**Collected data:**
— Start —

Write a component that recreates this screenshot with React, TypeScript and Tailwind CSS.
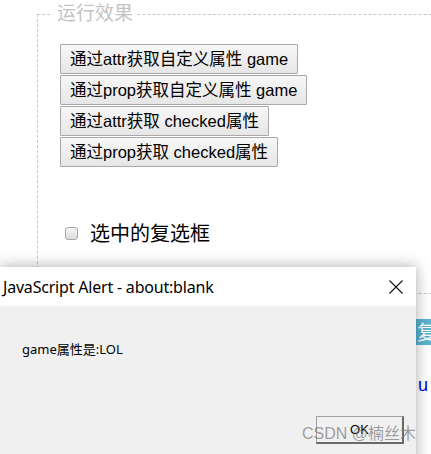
import React from "react";

const buttons = [
  "通过attr获取自定义属性 game",
  "通过prop获取自定义属性 game",
  "通过attr获取 checked属性",
  "通过prop获取 checked属性",
];

const cjk = { fontFamily: '"Liberation Sans", Arial, "Noto Sans CJK SC", sans-serif' };
const ui = { fontFamily: '"Noto Sans", "Open Sans", "Noto Sans CJK SC", sans-serif' };

export default function App() {
  return (
    <div className="relative w-[431px] h-[454px] overflow-hidden bg-white" style={cjk}>
      {/* page behind the alert */}
      <fieldset className="ml-[37px] mt-[2px] w-[460px] h-[292px] border border-dashed border-[#c8c8c8]">
        <legend className="ml-[15px] px-[4px] text-[19px] leading-[24px] text-[#c4c4c4]">运行效果</legend>
        <div className="pl-[22px] pt-[18px]">
          <div className="flex flex-col items-start gap-[1px]">
            {buttons.map((b) => (
              <button
                key={b}
                className="h-[30px] px-[9px] text-[16.5px] text-black border border-[#a9a9a9] bg-gradient-to-b from-[#f7f7f7] to-[#e6e6e6] rounded-[1px]"
              >
                {b}
              </button>
            ))}
          </div>
          <label className="flex items-center mt-[52px] ml-[5px] gap-[12px]">
            <span className="w-[13px] h-[13px] rounded-[3px] border border-[#a8a8a8] bg-gradient-to-b from-[#f4f4f4] to-[#dcdcdc]" />
            <span className="text-[20px] leading-[28px] text-black" style={{ fontFamily: '"Noto Sans CJK SC", sans-serif' }}>
              选中的复选框
            </span>
          </label>
        </div>
      </fieldset>
      <div className="ml-[416px] mt-[25px] flex flex-col items-start">
        <div className="w-[30px] h-[26px] bg-[#5ab4d2] text-white text-[20px] leading-[26px] pl-[1px]" style={{ fontFamily: '"Noto Sans CJK SC", sans-serif' }}>复</div>
        <div className="mt-[30px] pl-[2px] text-[18px] leading-[20px] text-[#0000ee]">u</div>
      </div>

      {/* alert dialog */}
      <div className="absolute left-0 top-[267px] w-[416px] h-[200px] bg-[#f0f0f0] shadow-[0_0_14px_rgba(0,0,0,0.35)] flex flex-col" style={ui}>
        <div className="h-[39px] bg-white flex items-center justify-between pl-[3px] pr-[13px]">
          <span className="text-[16px] text-black tracking-[-0.2px]">JavaScript Alert - about:blank</span>
          <svg width="14" height="14" viewBox="0 0 14 14" className="mt-[1px]">
            <path d="M0.5 0.5 L13.5 13.5 M13.5 0.5 L0.5 13.5" stroke="#111" strokeWidth="1.1" fill="none" />
          </svg>
        </div>
        <div className="pl-[22px] pt-[35px] text-[13px] leading-[16px] text-black" style={{ fontFamily: '"Noto Sans", "Noto Sans CJK SC", sans-serif' }}>
          game属性是:LOL
        </div>
        <div className="flex justify-end pr-[12px] mt-[59px]">
          <button className="w-[88px] h-[28px] bg-[#f0f0f0] border border-[#a0a0a0] border-r-2 border-b-2 border-r-[#696969] border-b-[#696969] text-[13px] text-black" style={{ fontFamily: '"Liberation Sans", Arial, sans-serif' }}>
            OK
          </button>
        </div>
      </div>

      {/* watermark */}
      <div className="absolute left-[302px] top-[423px] text-[16px] leading-[22px] text-[rgba(120,120,120,0.7)]" style={{ fontFamily: '"Liberation Sans", Arial, "Noto Sans CJK SC", sans-serif' }}>
        CSDN @楠丝木
      </div>
    </div>
  );
}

— End —

**Required work:** Please set down each line of the data above exactly as written, without the pictures.

**Full answer:**
Write a component that recreates this screenshot with React, TypeScript and Tailwind CSS.
import React from "react";

const buttons = [
  "通过attr获取自定义属性 game",
  "通过prop获取自定义属性 game",
  "通过attr获取 checked属性",
  "通过prop获取 checked属性",
];

const cjk = { fontFamily: '"Liberation Sans", Arial, "Noto Sans CJK SC", sans-serif' };
const ui = { fontFamily: '"Noto Sans", "Open Sans", "Noto Sans CJK SC", sans-serif' };

export default function App() {
  return (
    <div className="relative w-[431px] h-[454px] overflow-hidden bg-white" style={cjk}>
      {/* page behind the alert */}
      <fieldset className="ml-[37px] mt-[2px] w-[460px] h-[292px] border border-dashed border-[#c8c8c8]">
        <legend className="ml-[15px] px-[4px] text-[19px] leading-[24px] text-[#c4c4c4]">运行效果</legend>
        <div className="pl-[22px] pt-[18px]">
          <div className="flex flex-col items-start gap-[1px]">
            {buttons.map((b) => (
              <button
                key={b}
                className="h-[30px] px-[9px] text-[16.5px] text-black border border-[#a9a9a9] bg-gradient-to-b from-[#f7f7f7] to-[#e6e6e6] rounded-[1px]"
              >
                {b}
              </button>
            ))}
          </div>
          <label className="flex items-center mt-[52px] ml-[5px] gap-[12px]">
            <span className="w-[13px] h-[13px] rounded-[3px] border border-[#a8a8a8] bg-gradient-to-b from-[#f4f4f4] to-[#dcdcdc]" />
            <span className="text-[20px] leading-[28px] text-black" style={{ fontFamily: '"Noto Sans CJK SC", sans-serif' }}>
              选中的复选框
            </span>
          </label>
        </div>
      </fieldset>
      <div className="ml-[416px] mt-[25px] flex flex-col items-start">
        <div className="w-[30px] h-[26px] bg-[#5ab4d2] text-white text-[20px] leading-[26px] pl-[1px]" style={{ fontFamily: '"Noto Sans CJK SC", sans-serif' }}>复</div>
        <div className="mt-[30px] pl-[2px] text-[18px] leading-[20px] text-[#0000ee]">u</div>
      </div>

      {/* alert dialog */}
      <div className="absolute left-0 top-[267px] w-[416px] h-[200px] bg-[#f0f0f0] shadow-[0_0_14px_rgba(0,0,0,0.35)] flex flex-col" style={ui}>
        <div className="h-[39px] bg-white flex items-center justify-between pl-[3px] pr-[13px]">
          <span className="text-[16px] text-black tracking-[-0.2px]">JavaScript Alert - about:blank</span>
          <svg width="14" height="14" viewBox="0 0 14 14" className="mt-[1px]">
            <path d="M0.5 0.5 L13.5 13.5 M13.5 0.5 L0.5 13.5" stroke="#111" strokeWidth="1.1" fill="none" />
          </svg>
        </div>
        <div className="pl-[22px] pt-[35px] text-[13px] leading-[16px] text-black" style={{ fontFamily: '"Noto Sans", "Noto Sans CJK SC", sans-serif' }}>
          game属性是:LOL
        </div>
        <div className="flex justify-end pr-[12px] mt-[59px]">
          <button className="w-[88px] h-[28px] bg-[#f0f0f0] border border-[#a0a0a0] border-r-2 border-b-2 border-r-[#696969] border-b-[#696969] text-[13px] text-black" style={{ fontFamily: '"Liberation Sans", Arial, sans-serif' }}>
            OK
          </button>
        </div>
      </div>

      {/* watermark */}
      <div className="absolute left-[302px] top-[423px] text-[16px] leading-[22px] text-[rgba(120,120,120,0.7)]" style={{ fontFamily: '"Liberation Sans", Arial, "Noto Sans CJK SC", sans-serif' }}>
        CSDN @楠丝木
      </div>
    </div>
  );
}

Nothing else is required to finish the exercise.